EXERCISE REQUIREMENTS
Take the lines from the one with "What React, TypeScript" through the end of the material below and repeat them exactly, dropping every picture.

DATASET ENTRIES

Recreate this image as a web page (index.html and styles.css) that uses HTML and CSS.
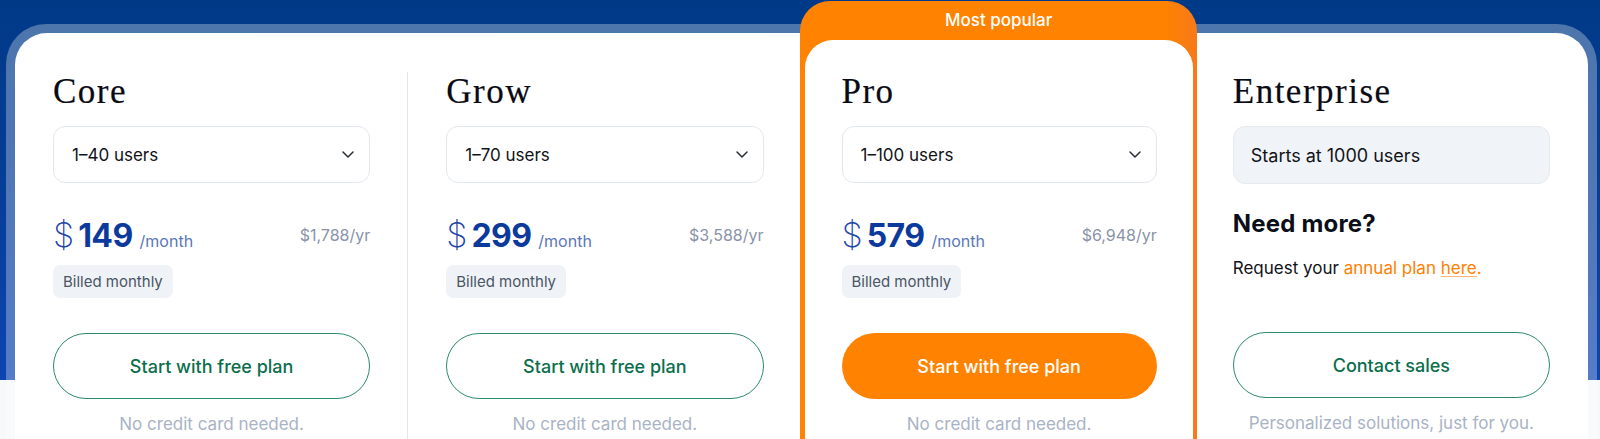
FILE: index.html
```html
<!DOCTYPE html>
<html lang="en">
<head>
<meta charset="utf-8">
<title>Pricing</title>
<link rel="stylesheet" href="styles.css">
</head>
<body>
<div class="page">
<div class="frame">
  <div class="card">
    <section class="col col-core">
      <h2 class="plan">Core</h2>
      <div class="select"><span>1–40 users</span><svg class="chev" viewBox="0 0 12 7" width="12" height="7"><path d="M1 1l5 5 5-5" fill="none" stroke="#2b2f36" stroke-width="1.5" stroke-linecap="round" stroke-linejoin="round"/></svg></div>
      <div class="price"><span class="cur">$</span><span class="amt">149</span><span class="per">/month</span><span class="yr">$1,788/yr</span></div>
      <div class="chip">Billed monthly</div>
      <a class="btn btn-outline">Start with free plan</a>
      <p class="note">No credit card needed.</p>
    </section>
    <section class="col">
      <h2 class="plan">Grow</h2>
      <div class="select"><span>1–70 users</span><svg class="chev" viewBox="0 0 12 7" width="12" height="7"><path d="M1 1l5 5 5-5" fill="none" stroke="#2b2f36" stroke-width="1.5" stroke-linecap="round" stroke-linejoin="round"/></svg></div>
      <div class="price"><span class="cur">$</span><span class="amt">299</span><span class="per">/month</span><span class="yr">$3,588/yr</span></div>
      <div class="chip">Billed monthly</div>
      <a class="btn btn-outline">Start with free plan</a>
      <p class="note">No credit card needed.</p>
    </section>
    <section class="pro">
      <div class="pro-tag">Most popular</div>
      <div class="col pro-inner">
        <h2 class="plan">Pro</h2>
        <div class="select"><span>1–100 users</span><svg class="chev" viewBox="0 0 12 7" width="12" height="7"><path d="M1 1l5 5 5-5" fill="none" stroke="#2b2f36" stroke-width="1.5" stroke-linecap="round" stroke-linejoin="round"/></svg></div>
        <div class="price"><span class="cur">$</span><span class="amt">579</span><span class="per">/month</span><span class="yr">$6,948/yr</span></div>
        <div class="chip">Billed monthly</div>
        <a class="btn btn-fill">Start with free plan</a>
        <p class="note">No credit card needed.</p>
      </div>
    </section>
    <section class="col">
      <h2 class="plan">Enterprise</h2>
      <div class="starts">Starts at 1000 users</div>
      <h3 class="more">Need more?</h3>
      <p class="req">Request your <span class="orange">annual plan <u>here</u>.</span></p>
      <a class="btn btn-outline btn-ent">Contact sales</a>
      <p class="note">Personalized solutions, just for you.</p>
    </section>
  </div>
</div>
</div>
</body>
</html>
```
FILE: styles.css
```css
* { box-sizing: border-box; }
html, body { margin: 0; padding: 0; height: 439px; overflow: hidden; }
body {
  font-family: Inter, "Noto Sans", sans-serif;
  background: #f7f8fa;
}
.page {
  height: 439px;
  padding: 24px 3px 0 6px;
  background: linear-gradient(to bottom, #003a87 0px, #063d96 180px, #0c45b0 380px, #f7f8fa 380px, #f7f8fa 100%);
}
.frame {
  height: 415px;
  padding: 9px 9px 0;
  background: rgba(255, 255, 255, 0.3);
  border-radius: 40px 40px 0 0;
}
.card {
  background: #fff;
  border-radius: 32px 32px 0 0;
  height: 100%;
  display: grid;
  grid-template-columns: repeat(4, 1fr);
}
.col {
  padding: 39px 38px 0;
  display: flex;
  flex-direction: column;
  min-width: 0;
}
.col-core {
  background: linear-gradient(#dfe6ef, #dfe6ef) no-repeat right 39px / 1px 100%;
}
.plan {
  margin: 0;
  font-family: "Liberation Serif", "DejaVu Serif", serif;
  font-weight: 400;
  font-size: 35px;
  line-height: 40px;
  letter-spacing: 1.5px;
  color: #0a0a14;
  -webkit-text-stroke: 0.2px #0a0a14;
}
.select {
  margin-top: 14px;
  height: 57px;
  border: 1px solid #e3e8ef;
  border-radius: 12px;
  display: flex;
  align-items: center;
  justify-content: space-between;
  padding: 0 15px 0 18px;
  font-size: 17px;
  color: #111318;
}
.price {
  margin-top: 32px;
  height: 40px;
  display: flex;
  align-items: baseline;
  color: #0c3a9c;
  line-height: 40px;
}
.cur {
  font-size: 34px;
  font-weight: 200;
  color: #1e45a8;
  margin-right: 4px;
}
.amt {
  font-size: 32px;
  font-weight: 700;
  letter-spacing: -0.6px;
}
.per {
  font-size: 16px;
  color: #5a77b8;
  margin-left: 7px;
}
.yr {
  margin-left: auto;
  font-size: 16px;
  color: #8a93a8;
  align-self: flex-start;
}
.chip {
  margin-top: 10px;
  align-self: flex-start;
  height: 33px;
  line-height: 33px;
  padding: 0 10px;
  background: #eff3f8;
  border-radius: 7px;
  font-size: 15px;
  color: #4b5563;
}
.btn {
  margin-top: 35px;
  height: 66px;
  flex: none;
  border-radius: 33px;
  display: flex;
  align-items: center;
  justify-content: center;
  font-size: 18px;
  font-weight: 500;
  text-decoration: none;
}
.btn-outline {
  border: 1px solid #2b8a68;
  color: #0b6e4d;
}
.btn-fill {
  background: #ff8200;
  color: #fff;
}
.note {
  margin: 13px 0 0;
  line-height: 24px;
  text-align: center;
  font-size: 17px;
  color: #a9b3c6;
  white-space: nowrap;
}
.pro {
  margin: -32px -2px 0 -2px;
  background: linear-gradient(to right, #ff8200 0%, #ff8200 92%, #f7791a 100%);
  border-radius: 30px 30px 0 0;
  padding: 0 4px 0 5px;
  display: flex;
  flex-direction: column;
  min-width: 0;
}
.pro-tag {
  height: 39px;
  line-height: 38px;
  text-align: center;
  color: #fff;
  font-size: 17px;
  font-weight: 500;
}
.pro-inner {
  flex: 1;
  background: #fff;
  border-radius: 28px 28px 0 0;
  padding: 32px 36px 0 37px;
}
.starts {
  margin-top: 14px;
  height: 58px;
  background: #f0f4f8;
  border: 1px solid #e5eaf0;
  border-radius: 12px;
  display: flex;
  align-items: center;
  padding: 0 17px;
  font-size: 18px;
  color: #111318;
}
.more {
  margin: 25px 0 0;
  font-size: 24px;
  line-height: 30px;
  font-weight: 700;
  color: #0b0f19;
  letter-spacing: 0.2px;
}
.req {
  margin: 17px 0 0;
  font-size: 17px;
  line-height: 24px;
  color: #111318;
}
.orange { color: #ff8000; }
.orange u { text-decoration-color: #ffb27a; text-underline-offset: 2px; }
.btn-ent { margin-top: 52px; }
```
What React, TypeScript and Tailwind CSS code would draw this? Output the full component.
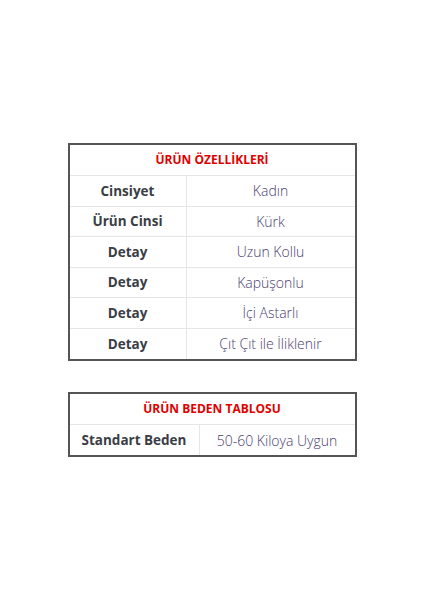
import React from "react";

const font = { fontFamily: '"Open Sans", "Noto Sans", sans-serif' };

const rows: [string, string][] = [
  ["Cinsiyet", "Kadın"],
  ["Ürün Cinsi", "Kürk"],
  ["Detay", "Uzun Kollu"],
  ["Detay", "Kapüşonlu"],
  ["Detay", "İçi Astarlı"],
  ["Detay", "Çıt Çıt ile İliklenir"],
];

export default function App() {
  return (
    <div className="min-h-[600px] w-full bg-white pt-[143px] flex flex-col items-center" style={font}>
      <div className="w-[289px] border-2 border-[#555555] flex flex-col">
        <div className="h-[31px] border-b border-[#e6e6e6] flex items-center justify-center text-[12px] font-bold text-[#e00000]">
          ÜRÜN ÖZELLİKLERİ
        </div>
        {rows.map(([k, v], i) => (
          <div
            key={i}
            className={`h-[30.5px] flex ${i < rows.length - 1 ? "border-b border-[#e6e6e6]" : ""}`}
          >
            <div className="w-[117px] shrink-0 border-r border-[#e6e6e6] flex items-center justify-center text-[13.5px] font-bold text-[#3a3d45]">
              {k}
            </div>
            <div className="flex-1 flex items-center justify-center text-[14px] font-light text-[#4a3d70]">
              {v}
            </div>
          </div>
        ))}
      </div>

      <div className="mt-[31px] w-[289px] border-2 border-[#555555] flex flex-col">
        <div className="h-[31px] border-b border-[#e6e6e6] flex items-center justify-center text-[12px] font-bold text-[#e00000]">
          ÜRÜN BEDEN TABLOSU
        </div>
        <div className="h-[30px] flex">
          <div className="w-[130px] shrink-0 border-r border-[#e6e6e6] flex items-center justify-center text-[13.5px] font-bold text-[#3a3d45]">
            Standart Beden
          </div>
          <div className="flex-1 flex items-center justify-center text-[14px] font-light text-[#4a3d70]">
            50-60 Kiloya Uygun
          </div>
        </div>
      </div>
    </div>
  );
}
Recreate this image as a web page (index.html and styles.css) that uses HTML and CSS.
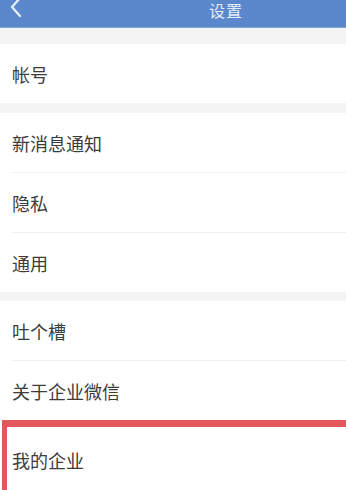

RESPONSE BELOW
What React, TypeScript and Tailwind CSS code would draw this? Output the full component.
import React from "react";

const font = { fontFamily: '"Open Sans", "Noto Sans", sans-serif' };

const rows: [string, string][] = [
  ["Cinsiyet", "Kadın"],
  ["Ürün Cinsi", "Kürk"],
  ["Detay", "Uzun Kollu"],
  ["Detay", "Kapüşonlu"],
  ["Detay", "İçi Astarlı"],
  ["Detay", "Çıt Çıt ile İliklenir"],
];

export default function App() {
  return (
    <div className="min-h-[600px] w-full bg-white pt-[143px] flex flex-col items-center" style={font}>
      <div className="w-[289px] border-2 border-[#555555] flex flex-col">
        <div className="h-[31px] border-b border-[#e6e6e6] flex items-center justify-center text-[12px] font-bold text-[#e00000]">
          ÜRÜN ÖZELLİKLERİ
        </div>
        {rows.map(([k, v], i) => (
          <div
            key={i}
            className={`h-[30.5px] flex ${i < rows.length - 1 ? "border-b border-[#e6e6e6]" : ""}`}
          >
            <div className="w-[117px] shrink-0 border-r border-[#e6e6e6] flex items-center justify-center text-[13.5px] font-bold text-[#3a3d45]">
              {k}
            </div>
            <div className="flex-1 flex items-center justify-center text-[14px] font-light text-[#4a3d70]">
              {v}
            </div>
          </div>
        ))}
      </div>

      <div className="mt-[31px] w-[289px] border-2 border-[#555555] flex flex-col">
        <div className="h-[31px] border-b border-[#e6e6e6] flex items-center justify-center text-[12px] font-bold text-[#e00000]">
          ÜRÜN BEDEN TABLOSU
        </div>
        <div className="h-[30px] flex">
          <div className="w-[130px] shrink-0 border-r border-[#e6e6e6] flex items-center justify-center text-[13.5px] font-bold text-[#3a3d45]">
            Standart Beden
          </div>
          <div className="flex-1 flex items-center justify-center text-[14px] font-light text-[#4a3d70]">
            50-60 Kiloya Uygun
          </div>
        </div>
      </div>
    </div>
  );
}
Recreate this image as a web page (index.html and styles.css) that uses HTML and CSS.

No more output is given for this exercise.